New doc, Living With Giants, puts a face to struggling Northern Quebec youth

, par  Sima Sahar ZEREHI

An article by Sima Sahar Zerehi, CBC News
May 02, 2016

Nunavik’s Paulusie Kasudluak was a teenager with big dreams, balancing traditional Inuit knowledge with modern life — until one bad choice changed everything and sent his life spiralling out of control.
That’s the premise of Sébastien Rist and Aude Leroux-Lévesque’s full-length documentary Living with Giants, which just premiered at the Hot Docs international documentary film festival in Toronto.

The film watches as 18-year-old Kasudluak invites Rist and Leroux-Lévesque to his hometown of Inukjuak, Nunavik, in Northern Quebec to document his life.

The filmmakers initially head out to produce a lyrical film about the young man’s connection to his culture and land.

"He was going to show us a side of Inuit culture that we’ve never saw before," said Rist.

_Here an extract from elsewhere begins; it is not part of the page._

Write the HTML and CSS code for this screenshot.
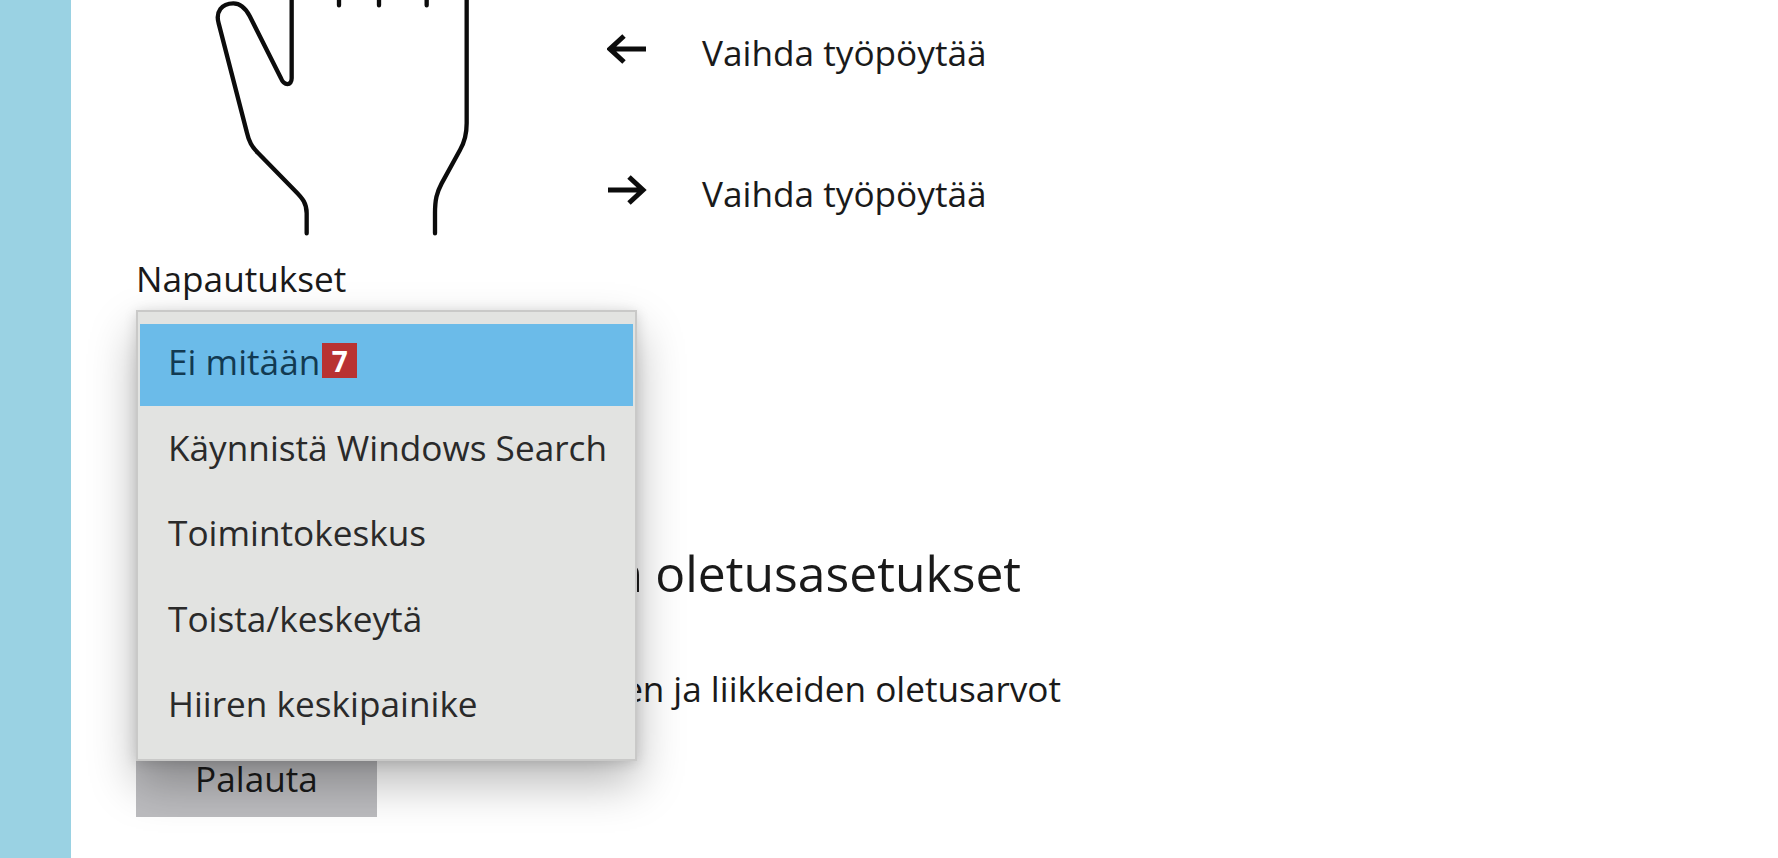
FILE: index.html
```html
<!DOCTYPE html>
<html lang="fi">
<head>
<meta charset="utf-8">
<title>Kosketuslevy</title>
<link rel="stylesheet" href="styles.css">
</head>
<body>
<div class="app">
  <aside class="sidebar"></aside>
  <main class="content">
    <section class="gesture-block">
      <svg class="hand" viewBox="0 0 1080 720" width="360" height="240" aria-hidden="true">
        <path class="hand-line" d="M380 700V640C380 610 368 595 345 572L235 460C215 440 207 425 200 395L116 70C106 36 125 10 160 10C182 10 197 25 209 48L303 235C312 258 335 258 335 235V0"/>
        <path class="hand-line" d="M860 0V370C860 405 855 425 840 450L785 550C770 578 765 600 765 640V700"/>
        <path class="hand-line" d="M477 0V16M597 0V16M740 0V16"/>
      </svg>
      <div class="gestures">
        <div class="gesture">
          <svg class="arrow" viewBox="0 0 40 32" width="40" height="32" aria-hidden="true"><path d="M39 16H3M17 3L3 16L17 29"/></svg>
          <span class="gesture-text">Vaihda työpöytää</span>
        </div>
        <div class="gesture">
          <svg class="arrow" viewBox="0 0 40 32" width="40" height="32" aria-hidden="true"><path d="M1 16H36M22 3L36 16L22 29"/></svg>
          <span class="gesture-text">Vaihda työpöytää</span>
        </div>
      </div>
    </section>
    <label class="field-label">Napautukset</label>
    <h2 class="reset-title"><span class="title-start">Palauta kosketuslevyn </span>oletusasetukset</h2>
    <p class="reset-text"><span class="text-start">Palauta kosketuslevyn asetusten </span>ja liikkeiden oletusarvot</p>
    <button class="reset-button">Palauta</button>
    <ul class="menu">
      <li class="menu-item selected">Ei mitään<span class="badge">7</span></li>
      <li class="menu-item">Käynnistä Windows Search</li>
      <li class="menu-item">Toimintokeskus</li>
      <li class="menu-item">Toista/keskeytä</li>
      <li class="menu-item">Hiiren keskipainike</li>
    </ul>
  </main>
</div>
</body>
</html>
```
FILE: styles.css
```css
* { box-sizing: border-box; }
html, body { margin: 0; height: 100%; overflow: hidden; background: #fff; }
body { font-family: "Open Sans", "Noto Sans", sans-serif; color: #1a1a1a; font-size: 35.2px; }
.app { display: flex; height: 100vh; }
.sidebar { width: 71px; background: #9ad2e3; flex: none; }
.content { flex: 1; position: relative; padding-left: 65px; }
.gesture-block { display: flex; height: 240px; }
.hand { margin-left: 44px; flex: none; }
.hand-line { fill: none; stroke: #0c0c0c; stroke-width: 13; stroke-linecap: round; stroke-linejoin: round; }
.gestures { margin-left: 67px; padding-top: 19px; display: flex; flex-direction: column; gap: 81px; }
.gesture { display: flex; align-items: center; gap: 55px; height: 60px; }
.gesture-text { padding-top: 5px; }
.arrow { flex: none; }
.arrow path { fill: none; stroke: #0c0c0c; stroke-width: 5; }
.field-label { display: block; margin-top: 15px; line-height: 46px; }
.reset-title { margin: 241px 0 0; font-weight: 400; font-size: 49.8px; line-height: 62px; }
.title-start { letter-spacing: -0.33px; }
.reset-text { margin: 60.7px 0 0; line-height: 46px; }
.text-start { letter-spacing: -0.15px; }
.reset-button { display: block; margin-top: 29px; width: 241px; height: 77px; border: 0; padding: 0; background: #bcbcbf; color: #1a1a1a; font: inherit; }
.menu { position: absolute; left: 65px; top: 310px; width: 501px; height: 451px; margin: 0; padding: 12px 2px 0; list-style: none; background: #e2e3e1; border: 2px solid #c9c9c8; box-shadow: 0 22px 44px rgba(0,0,0,.28), 0 2px 12px rgba(0,0,0,.14); }
.menu-item { height: 85.5px; padding: 0 0 11px 28px; display: flex; align-items: center; color: #2a2a2a; }
.selected { height: 82px; margin-bottom: 3.5px; padding-bottom: 7.4px; background: #6bbbe9; color: #123a52; }
.badge { width: 35px; height: 35px; margin-left: 2px; align-self: flex-start; margin-top: 19px; background: #b93232; color: #fff; font-weight: 700; font-size: 28px; display: flex; align-items: center; justify-content: center; }
```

"We were hoping to avoid all stereotypes that we hear about in the South about the North : violence, alcohol, suicide," said Leroux-Lévesque.

But despite their intentions Rist and Leroux-Lévesque encountered a different story.

"We want people to see this movie and get attached emotionally to the characters, so we as southerners stop seeing people as statistics or numbers."